I truly honestly thought I might end up in the hospital in a state of complete physical deterioration.

But that didn’t happen. In fact, I feel more alive than ever. And the more I decided to love people, the more I wanted to love more people and the more I loved the people I already loved. I found out that I am God’s favorite, which is evidenced by the fact that he put all the very best, most amazing people in my life. Sucks to be you, but wow, am I ever so lucky.

3. Fear and self-effort are BFFs.

Maybe not everyone is this way, but I am my own worst slave driver. I’m always breathing down my neck, telling me I should be doing something more productive and why haven’t I taken care of this yet and what I just did was not good enough and the next thing I do probably won’t be either. Fear is the one behind all these ridiculous claims.

The advice I would give most people about most everything is this: calm down and stop trying so hard. (To most of the other people I would probably say “get off your butt and go do that thing you want to do”. Some people would get both pieces of advice.)

And mostly this is the type of advice I need to tell myself. But somehow I feel like if I don’t freak out and claw maniacally towards perfection that the ground will open up underneath me and swallow me up.

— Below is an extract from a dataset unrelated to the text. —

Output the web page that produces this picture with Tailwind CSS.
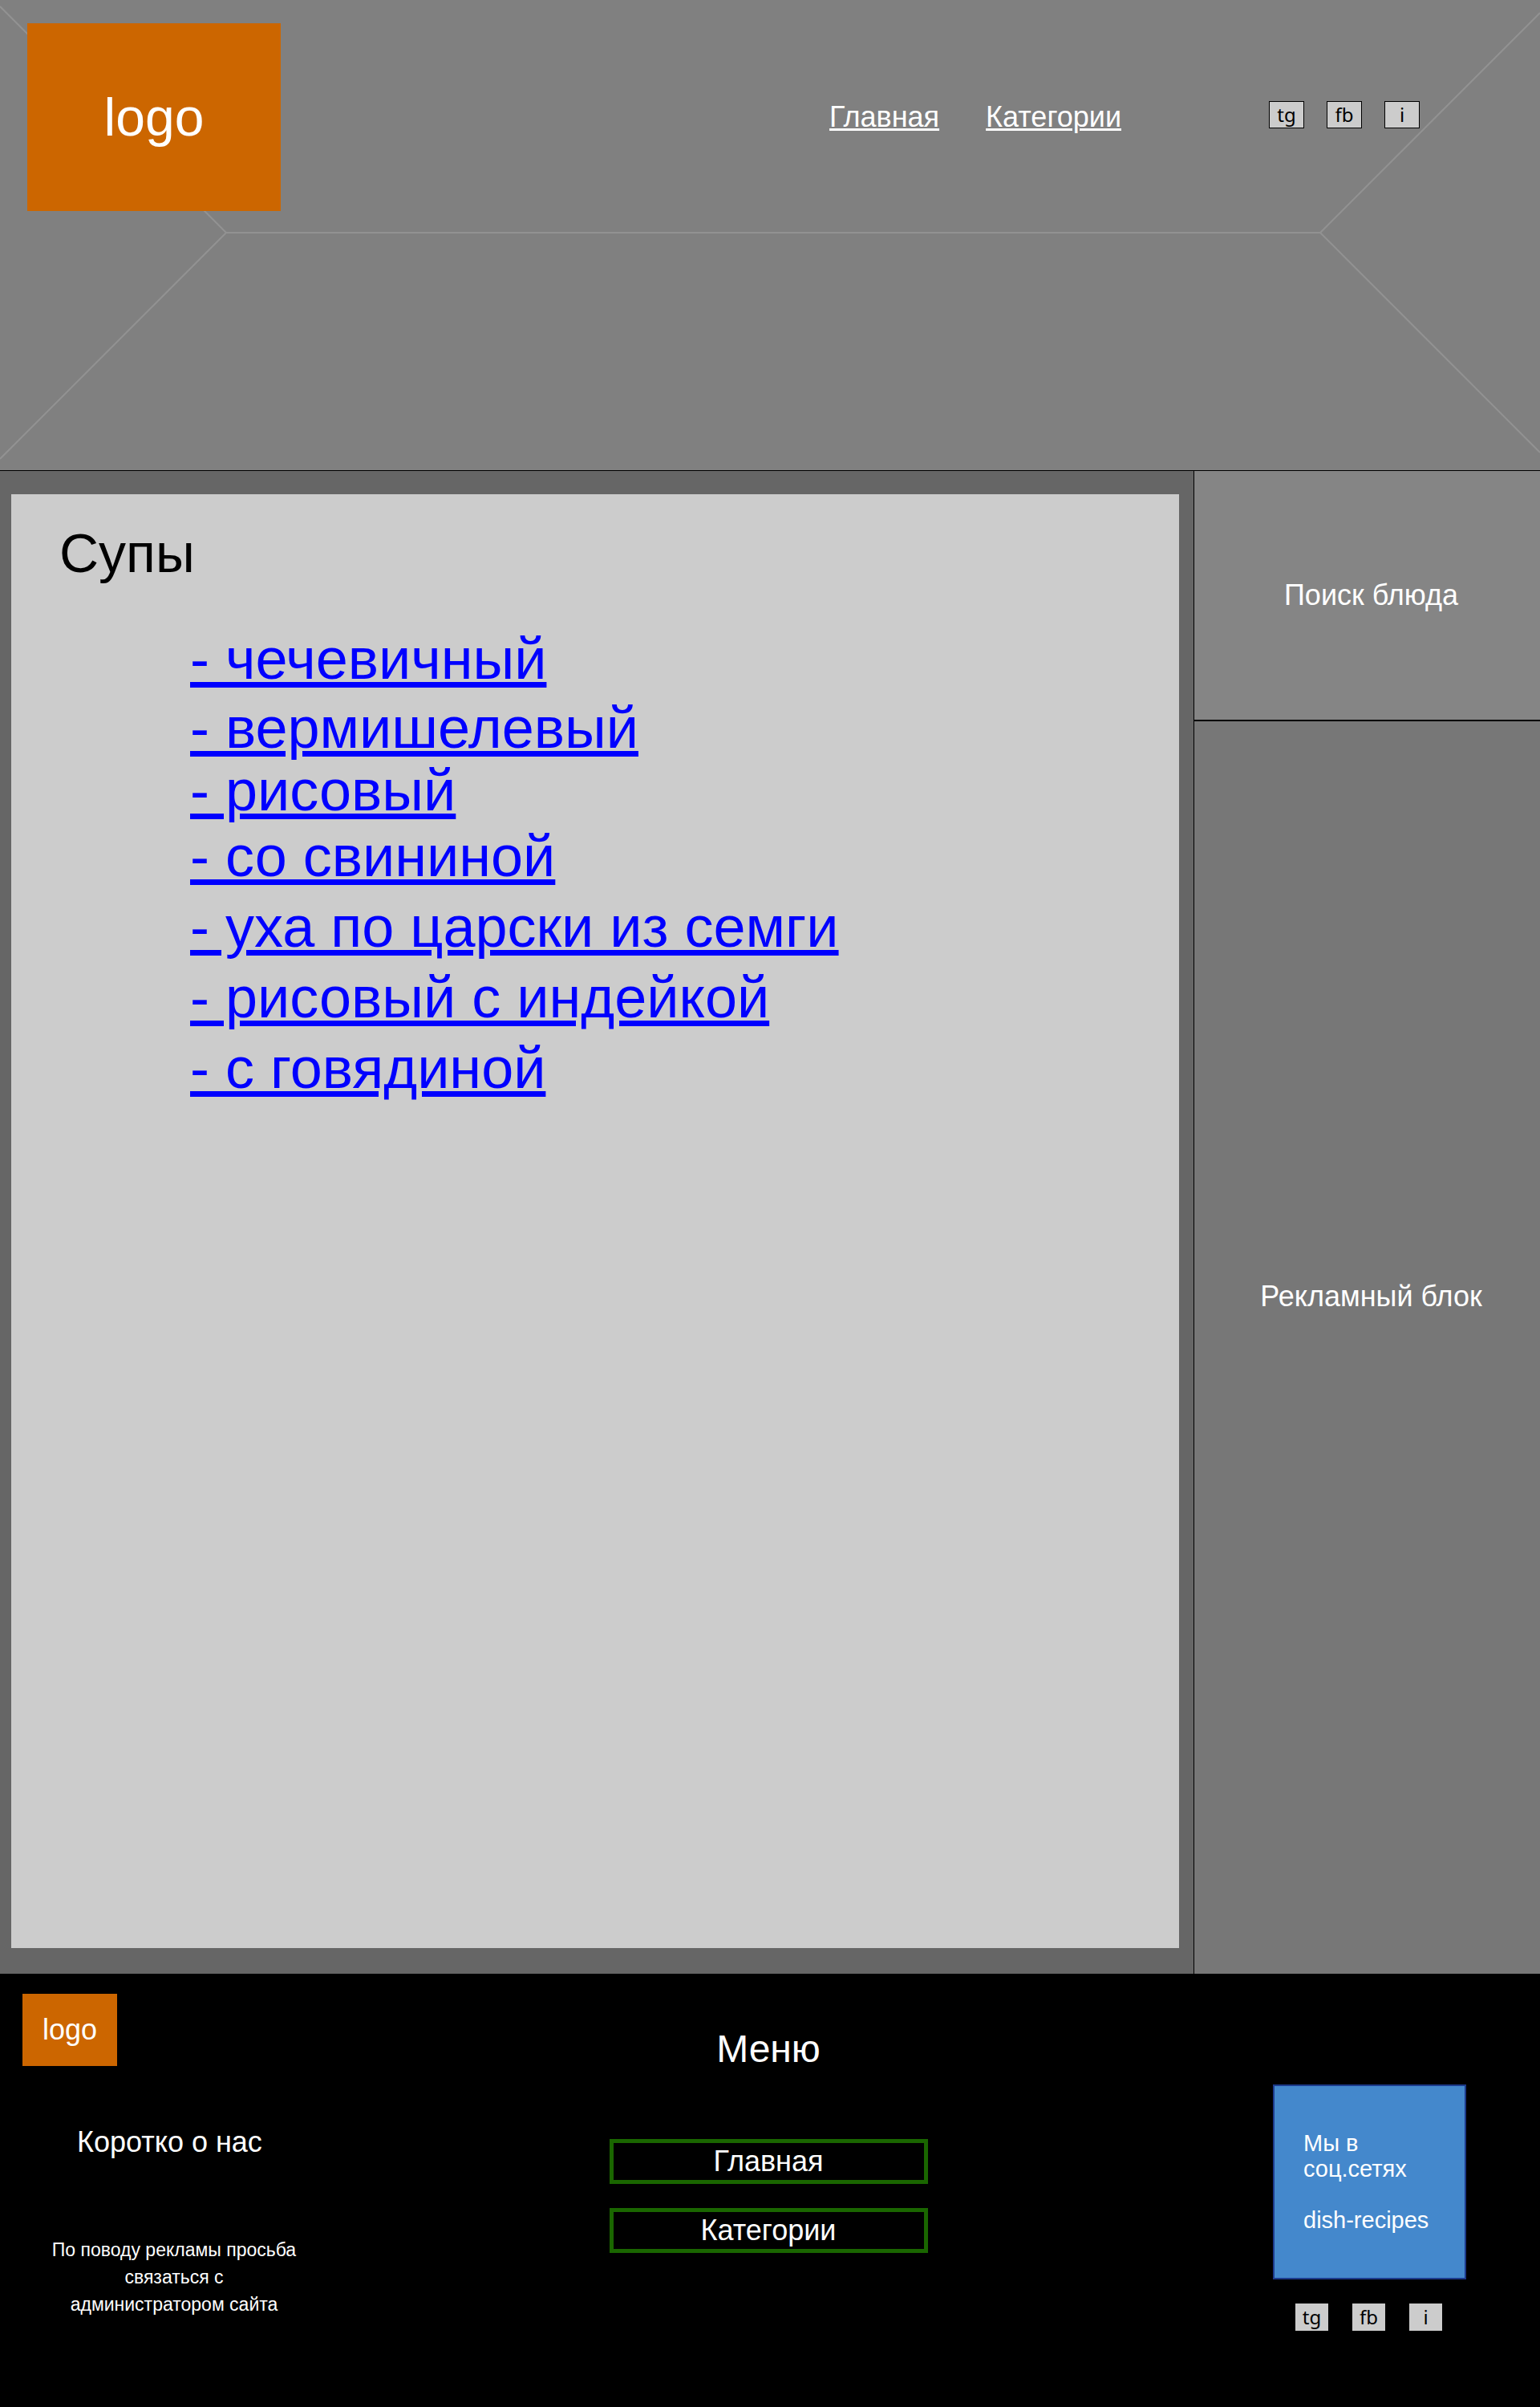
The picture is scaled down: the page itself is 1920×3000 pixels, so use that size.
<!DOCTYPE html>
<html lang="ru">
<head>
<meta charset="utf-8">
<meta name="viewport" content="width=device-width, initial-scale=1">
<title>Супы — рецепты блюд</title>
<script src="https://cdn.jsdelivr.net/npm/@tailwindcss/browser@4"></script>
</head>
<body class="bg-black font-['Liberation_Sans',Arial,sans-serif] text-4xl text-white">

<header class="relative flex min-h-[586px] items-start bg-[#808080]">
  <svg class="absolute inset-0 h-full w-full" viewBox="0 0 1920 586" preserveAspectRatio="none" fill="none" stroke="#929292" aria-hidden="true">
    <path d="M0 8 L282 290 L0 572 M1920 16 L1646 290 L1920 564" stroke-width="2"/>
    <path d="M282 290 H1646" stroke-width="2"/>
  </svg>
  <div class="relative flex w-full items-center pt-[29px] pr-[150px] pl-[34px]">
    <a href="#" class="flex h-[234px] w-[316px] items-center justify-center bg-[#cc6600] text-[66px] leading-none">logo</a>
    <nav class="ml-auto flex gap-[58px]">
      <a href="#" class="underline decoration-[3px] underline-offset-2">Главная</a>
      <a href="#" class="underline decoration-[3px] underline-offset-2">Категории</a>
    </nav>
    <div class="ml-[184px] flex gap-7 pb-1.5 font-['Noto_Sans',sans-serif] text-2xl leading-8 text-black">
      <a href="#" class="h-[34px] w-11 border border-black bg-[#cccccc] text-center">tg</a>
      <a href="#" class="h-[34px] w-11 border border-black bg-[#cccccc] text-center">fb</a>
      <a href="#" class="h-[34px] w-11 border border-black bg-[#cccccc] text-center">i</a>
    </div>
  </div>
</header>

<div class="flex">
  <main class="flex flex-1 flex-col border-t border-r border-black bg-[#666666] pt-[29px] pr-[18px] pb-8 pl-3.5">
    <section class="min-h-[1812px] flex-1 bg-[#cccccc] pt-[35px] pl-[60px] text-black">
      <h1 class="text-[68px] leading-[76px]">Супы</h1>
      <ul class="mt-[55px] pl-[163px] text-7xl leading-[78px] text-[#0000ff]">
        <li><a href="#" class="underline decoration-[7px] underline-offset-4">- чечевичный</a></li>
        <li class="mt-2"><a href="#" class="underline decoration-[7px] underline-offset-4">- вермишелевый</a></li>
        <li><a href="#" class="underline decoration-[7px] underline-offset-4">- рисовый</a></li>
        <li class="mt-1"><a href="#" class="underline decoration-[7px] underline-offset-4">- со свининой</a></li>
        <li class="mt-2.5"><a href="#" class="underline decoration-[7px] underline-offset-4">- уха по царски из семги</a></li>
        <li class="mt-2.5"><a href="#" class="underline decoration-[7px] underline-offset-4">- рисовый с индейкой</a></li>
        <li class="mt-2.5"><a href="#" class="underline decoration-[7px] underline-offset-4">- с говядиной</a></li>
      </ul>
    </section>
  </main>
  <aside class="flex w-[431px] flex-col border-t border-black">
    <section class="flex h-[312px] items-center justify-center border-b-2 border-black bg-[#858585] pl-2.5">
      <h2>Поиск блюда</h2>
    </section>
    <section class="flex flex-1 items-center justify-center bg-[#777777] pb-32 pl-2.5">
      <h2>Рекламный блок</h2>
    </section>
  </aside>
</div>

<footer class="grid min-h-[540px] grid-cols-[1fr_397px_1fr] items-start pr-1">
  <div class="pt-[25px]">
    <a href="#" class="ml-7 flex h-[90px] w-[118px] items-center justify-center bg-[#cc6600]">logo</a>
    <h2 class="mt-[75px] ml-24">Коротко о нас</h2>
    <p class="mt-[97px] ml-[62px] w-[310px] text-center text-[23px] leading-[34px]">По поводу рекламы просьба связаться с администратором сайта</p>
  </div>
  <nav class="flex flex-col pt-[66px] text-center">
    <h2 class="text-5xl leading-[56px]">Меню</h2>
    <a href="#" class="mt-[84px] h-14 border-[5px] border-[#1a6600] leading-[46px]">Главная</a>
    <a href="#" class="mt-[30px] h-14 border-[5px] border-[#1a6600] leading-[46px]">Категории</a>
  </nav>
  <div class="flex justify-end pt-[138px] pr-[88px]">
    <div class="w-[241px]">
      <div class="h-[243px] border-2 border-[#1c3a8c] bg-[#4488cc] pt-[55px] pl-9 text-[29px] leading-8">
        <p>Мы в<br>соц.сетях</p>
        <p class="mt-8">dish-recipes</p>
      </div>
      <div class="mt-[30px] flex gap-[30px] pl-7 font-['Noto_Sans',sans-serif] text-2xl leading-[34px] text-black">
        <a href="#" class="h-[34px] w-[41px] bg-[#cccccc] text-center">tg</a>
        <a href="#" class="h-[34px] w-[41px] bg-[#cccccc] text-center">fb</a>
        <a href="#" class="h-[34px] w-[41px] bg-[#cccccc] text-center">i</a>
      </div>
    </div>
  </div>
</footer>

</body>
</html>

But love can let go because it knows Somebody will catch me.

These past weeks I got a fresh taste of what it feels like to shift my reliance from self to God. A couple times I wrote down my day’s agenda and then gave it up — allowing it to be a backup plan instead of a do-or-die list. I asked God questions and sometimes even remembered to take time to listen for the answer. Some mornings — especially the overwhelming ones — I asked myself what I would do that day if I weren’t afraid and then I did that instead.

It was so freeing to realize that I don’t have to try so hard, that most of what I have, what I do, who I am, is good enough.

4. Fear is an inside problem that can’t be fixed by outside solutions.

When I’m overwhelmed and anxious, I usually believe that doing more stuff will probably help me feel better. I even add more tasks to my must-be-done-now list, really important things like sorting my receipts.

I say things to myself like “Once I do this or figure out that, then I will be OK”. But fear comes from inside us, not outside us — unless the fear is a literal grizzly bear — and trying to fix the outside really doesn’t solve the problem, it just temporarily muffles it.

This one is still hard for me. I don’t have any 3-step, or even 12-step, solutions for how to calm down and release fear when the day’s agenda insists on the opposite. What I do have is an awareness of my old ways, the ways that let me hobble through the day, the ways that are no longer good enough. And I have a Guide who reminds me of what he told me the day before, which is the same as what he said the afternoon before that and two mornings prior.